It was the mid-1960s and a hot August summer day in Bakersfield. My dad, Larry, was sitting in his well-worn lawn chair under the shade of the patio cover he, my brothers Willie, Andy, Ralph, Bobbie and I built. And although I am sure the wooden structure hanging over our heads would not have passed county code, it passed the shade code.
Along with my four brothers and three sisters, our neighborhood friends helped build the large doughboy pool in our backyard.
"If you help build it, you can come," was my dad's rule for anyone who wanted to eventually swim in what was the only pool in our neighborhood. The only exception, of course, was family. And because we come from a large family, and school was out for the summer, we always seemed to have a full house ... I mean full pool ... of neighbors, friends and cousins.
During all the summer mayhem, I noticed that after a hard day at work, my dad's usual position was in that lawn chair facing the doughboy. He would just sit there with a slight smile and small metal ice chest perfect for a six pack of his favorite adult cold beverage.
He quietly watched everyone trying to drown each other, playing Marco Polo or just splashing about. His voice rose when someone was getting in and forgot to wash their feet in the tube of clean water by the pool ladder or if the rough and tumble became too rough and the younger ones began to tumble.
I asked him one day why he never got into the pool.
He said, "I really like seeing cousins play together." At the time, his answer seemed odd to me and I paid no mind to it. It was at best a curious response that my brain clandestinely filed away for a future unknown reference.
My family is so large I am embarrassed to say I can't remember the names of all my first cousins. But I do know my cousins were an integral part of my childhood. I have very few memories that don't include them.
My dad's cousin revelation came back to me the day my now-adult twin sons, Sean and Aaron, began junior high school. I picked them up after their first day of being seventh-graders and asked them how they liked school.
They both had a startled look in their eyes and told me a group of boys came up to them on the playground and asked them who they "claim." I asked what they told them. They both said at the same time, "The Floreses." What they didn't know at the time was that the playground boys were asking to which street gang my sons belonged. I could just see the young wayward boys walking away from my sons wondering who this new "Flores" gang was in town.
I was proud of their answer and explained to my sons what those boys were really asking. My wife, Susie, and I knew most of their friends but out of curiosity, I asked my sons who were their best friends. Without hesitation they both said, "Our cousins."
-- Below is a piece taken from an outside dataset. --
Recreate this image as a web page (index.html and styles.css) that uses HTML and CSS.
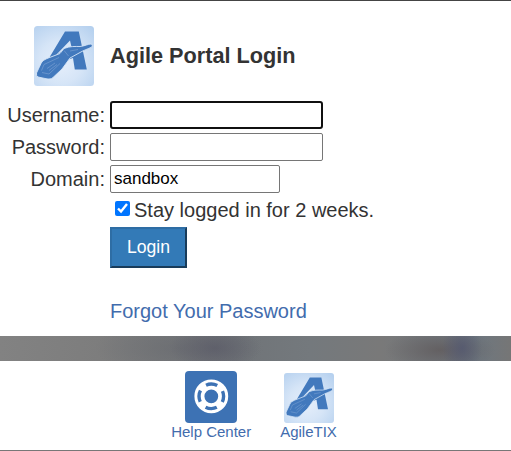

I always knew the importance of family but shamefully had somehow taken for granted my deep connection to my cousins. I am proud my daughters, Nikki and Brenna, felt the same way as my sons. Their cousins have been a central part of their lives.
Last Saturday my nephew Rico married his beautiful bride, Maurina. My father's words came alive again. Yes, there were many guests but as I looked around the dance floor at the reception, all I could see were my smiling adult nephews and nieces dancing with each other ... cousins celebrating with cousins.
And I thought back to the doughboy pool in my dad's backyard on Watts Drive.
I can still see my dad in his wrinkled white JC Penny T-shirt , well-worn Levis and scuffed-up work shoes sitting in the shade. But this time my dad is tipping his tall can of Coors to me and saying, "I told you so."
You know dad, you were right.
I really do love seeing cousins play with cousins. What a blessing.